Creative Pursuits Can
Also Be Spiritual
Jul 01, 2015 06:51PM
● By Clair Norman
In a climate in which seekers are veering from the mandates of structured religious practice and claiming spiritual independence, the concept of creativity as a spiritual pursuit is gaining ground. Rabbi Rami Shapiro, who spoke in June during a special event sponsored by the Chrysalis Institute at the Collegiate School’s Hershey Center for the Arts, said, “The spiritually independent are wisdom-seekers and meaning-makers who cross religious, scientific and artistic boundaries.” He promotes spirituality as both fun and funny at times.
Chrysalis wants people to feel empowered and safe to claim creativity as a spiritual practice and is keeping the momentum going with its fall programming theme—Creativity: The Soul Speaks. Describing the theme, its website states, “The creative impulse is something deep within us that yearns to be heard. It connects us with others and with life itself. It is the language of the soul.”

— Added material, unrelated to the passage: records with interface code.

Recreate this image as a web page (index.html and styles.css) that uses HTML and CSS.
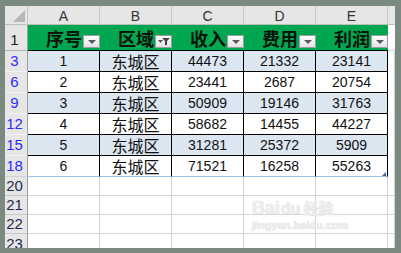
FILE: index.html
```html
<!DOCTYPE html>
<html lang="zh-CN">
<head>
<meta charset="utf-8">
<title>Sheet</title>
<link rel="stylesheet" href="styles.css">
</head>
<body>
<div class="sheet">
  <div class="row colhead">
    <div class="rh corner"><svg width="23" height="18" viewBox="0 0 23 18"><polygon points="20,4 20,16 8,16" fill="#b8b8b8"/></svg></div>
    <div class="c">A</div><div class="c">B</div><div class="c">C</div><div class="c">D</div><div class="c">E</div>
    <div class="fill"></div>
  </div>
  <div class="row head">
    <div class="rh">1</div>
    <div class="c">序号<span class="btn"><i class="tri"></i></span></div>
    <div class="c">区域<span class="btn"><svg width="15" height="11" viewBox="0 0 15 11"><polygon points="2,4 7,4 4.5,7" fill="#555"/><polygon points="6,2 14,2 11,5 11,9 9,9 9,5" fill="#444"/></svg></span></div>
    <div class="c">收入<span class="btn"><i class="tri"></i></span></div>
    <div class="c">费用<span class="btn"><i class="tri"></i></span></div>
    <div class="c">利润<span class="btn"><i class="tri"></i></span></div>
    <div class="fill"></div>
  </div>
  <div class="row data blue"><div class="rh f">3</div><div class="c">1</div><div class="c cn">东城区</div><div class="c">44473</div><div class="c">21332</div><div class="c">23141</div><div class="fill"></div></div>
  <div class="row data"><div class="rh f">6</div><div class="c">2</div><div class="c cn">东城区</div><div class="c">23441</div><div class="c">2687</div><div class="c">20754</div><div class="fill"></div></div>
  <div class="row data blue"><div class="rh f">9</div><div class="c">3</div><div class="c cn">东城区</div><div class="c">50909</div><div class="c">19146</div><div class="c">31763</div><div class="fill"></div></div>
  <div class="row data"><div class="rh f">12</div><div class="c">4</div><div class="c cn">东城区</div><div class="c">58682</div><div class="c">14455</div><div class="c">44227</div><div class="fill"></div></div>
  <div class="row data blue"><div class="rh f">15</div><div class="c">5</div><div class="c cn">东城区</div><div class="c">31281</div><div class="c">25372</div><div class="c">5909</div><div class="fill"></div></div>
  <div class="row data last"><div class="rh f">18</div><div class="c">6</div><div class="c cn">东城区</div><div class="c">71521</div><div class="c">16258</div><div class="c handle">55263</div><div class="fill"></div></div>
  <div class="row empty"><div class="rh">20</div><div class="c"></div><div class="c"></div><div class="c"></div><div class="c"></div><div class="c"></div><div class="fill"></div></div>
  <div class="row empty"><div class="rh">21</div><div class="c"></div><div class="c"></div><div class="c"></div><div class="c"></div><div class="c"></div><div class="fill"></div></div>
  <div class="row empty"><div class="rh">22</div><div class="c"></div><div class="c"></div><div class="c"></div><div class="c"></div><div class="c"></div><div class="fill"></div></div>
  <div class="row empty tail"><div class="rh">23</div><div class="c"></div><div class="c"></div><div class="c"></div><div class="c"></div><div class="c"></div><div class="fill"></div></div>
  <div class="wm">
    <div class="wm-top"><span class="wm-bai">Bai</span><span class="wm-du">du</span><span class="wm-jy">经验</span></div>
    <div class="wm-url">jingyan.baidu.com</div>
  </div>
</div>
</body>
</html>
```

FILE: styles.css
```css
html, body { margin: 0; padding: 0; }
body {
  background: #7a8a81;
  width: 401px;
  height: 253px;
  overflow: hidden;
  font-family: "Liberation Sans", Arial, "Noto Sans CJK SC", sans-serif;
}
.sheet {
  position: relative;
  margin: 6px 6px 0 5px;
  width: 390px;
  height: 242px;
  background: #fff;
  overflow: hidden;
}
.row { display: flex; }
.rh {
  box-sizing: border-box;
  width: 23px;
  flex: none;
  background: #e6e6e6;
  border-right: 1px solid #9e9e9e;
  border-bottom: 1px solid #f4f4f4;
  color: #1e2a50;
  font-size: 15px;
  line-height: 16px;
  display: flex;
  align-items: center;
  justify-content: center;
  padding-right: 4px;
  padding-left: 1px;
  overflow: hidden;
}
.c {
  box-sizing: border-box;
  width: 72px;
  flex: none;
  display: flex;
  align-items: center;
  justify-content: center;
  position: relative;
  line-height: 16px;
}
.fill { flex: 1; box-sizing: border-box; }

/* column header */
.colhead { height: 19px; }
.colhead .rh, .colhead .c, .colhead .fill {
  background: #e6e6e6;
  border-bottom: 1px solid #bdbdbd;
}
.colhead .rh { border-right: 1px solid #c8c8c8; padding: 0; }
.colhead .c {
  border-right: 1px solid #c8c8c8;
  color: #333;
  font-size: 14px;
  align-items: flex-end;
  line-height: 16px;
}
.corner { display: block; }
.corner svg { display: block; }

/* green header */
.head { height: 26px; }
.head .rh {
  border-bottom: 1px solid #b0b0b0;
  align-items: flex-end;
  padding-bottom: 2px;
  color: #222;
}
.head .c {
  background: #00a650;
  border-bottom: 1px solid #000;
  font-family: "Noto Sans CJK SC", sans-serif;
  font-weight: 700;
  font-size: 18px;
  color: #0a140a;
  align-items: flex-end;
  line-height: 20px;
  padding-bottom: 2px;
}
.head .fill { border-bottom: 1px solid #d4d4d4; }
.btn {
  position: absolute;
  right: 0;
  bottom: 2px;
  box-sizing: border-box;
  width: 17px;
  height: 13px;
  background: linear-gradient(#ffffff, #e4e4e4);
  border: 1px solid #9aa0a6;
  display: flex;
  align-items: center;
  justify-content: center;
}
.btn svg { display: block; }
.tri {
  width: 0;
  height: 0;
  border-left: 4px solid transparent;
  border-right: 4px solid transparent;
  border-top: 4px solid #5a5a5a;
  margin-top: 1px;
}

/* data rows */
.data { height: 21px; }
.data .c {
  border-right: 1px solid #000;
  border-bottom: 1px solid #000;
  font-size: 14px;
  color: #111;
}
.data .cn {
  font-family: "Noto Sans CJK SC", sans-serif;
  font-size: 16px;
  line-height: 16px;
}
.data.blue .c { background: #dce6f1; }
.data .rh { border-bottom: 1px solid #f2f2f2; }
.data.last .c { border-bottom: 1px solid #9ec3e8; }
.data.last .rh { border-bottom: 1px solid #d0d0d0; }
.data .fill { border-right: 1px solid #d4d4d4; }
.rh.f { color: #2b2bff; }
.handle::after {
  content: "";
  position: absolute;
  right: 1px;
  bottom: 0;
  width: 0;
  height: 0;
  border-left: 4px solid transparent;
  border-bottom: 4px solid #3a5ea8;
}

/* empty rows */
.empty { height: 19px; }
.empty .c {
  border-right: 1px solid #d4d4d4;
  border-bottom: 1px solid #d4d4d4;
}
.empty .fill { border-right: 1px solid #d4d4d4; border-bottom: 1px solid #d4d4d4; }
.empty .rh { border-bottom: 1px solid #c8c8c8; color: #1e2a50; }
.empty.tail .rh { align-items: flex-start; padding-top: 2px; }

/* watermark */
.wm {
  position: absolute;
  left: 247px;
  top: 192px;
  width: 110px;
  color: #eeeeee;
  text-shadow: 0 0 1px #c8c8c8;
}
.wm-top { display: flex; align-items: baseline; font-weight: 700; line-height: 20px; }
.wm-bai { font-size: 18px; font-family: "Liberation Sans", sans-serif; }
.wm-du { font-size: 16px; margin-left: 1px; }
.wm-jy { font-size: 15px; margin-left: 3px; font-family: "Noto Sans CJK SC", sans-serif; }
.wm-url { font-size: 11px; line-height: 13px; font-weight: 700; }
```
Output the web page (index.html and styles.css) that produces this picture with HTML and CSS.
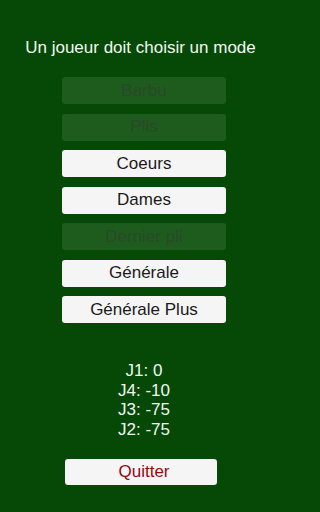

To kick off its lineup of fall programs, Chrysalis will host Art as Language with a panel of creative arts professors at Virginia Commonwealth University (VCU) from 7 to 9 p.m. on September 10. Practicing art in its many forms can be peaceful and transformative as the creative process unfolds.
During the event, Lisa Freiman, director of VCU’s new Institute for Contemporary Art, will serve as moderator as the panel discusses how their various art forms enable them to speak in different ways. A group of musicians, visual artists, writers and dancers will demonstrate how their art communicates by performing an act of “translation” for the audience. Ed Coleman, an English teacher at Maggie L. Walker Governor’s School, will co-moderate.
Panelists include Darryl Harper, chair of the VCU Music Department, clarinetist and published composer; Arnold Kemp, associate professor and chair of the the VCU Department of Painting and Printmaking, whose works appear at the Metropolitan Museum of Art, the Studio Museum, in Harlem, and the Berkeley Art Museum; Lea Marshall, associate chair of the VCU Department of Dance and Choreography and co-founder and executive director of GroundZero Dance, with an MFA in creative writing/poetry; and Elgie Gaynell Sherrod, chair of the VCU Department of Dance and Choreography and a Fulbright-Hayes scholar in dance research.
The goal of the panel discussion is to enable participants to understand the unique ways in which art can be an expressive tool and indeed, a spiritual one, and how different artists can creatively interpret the same theme or concept.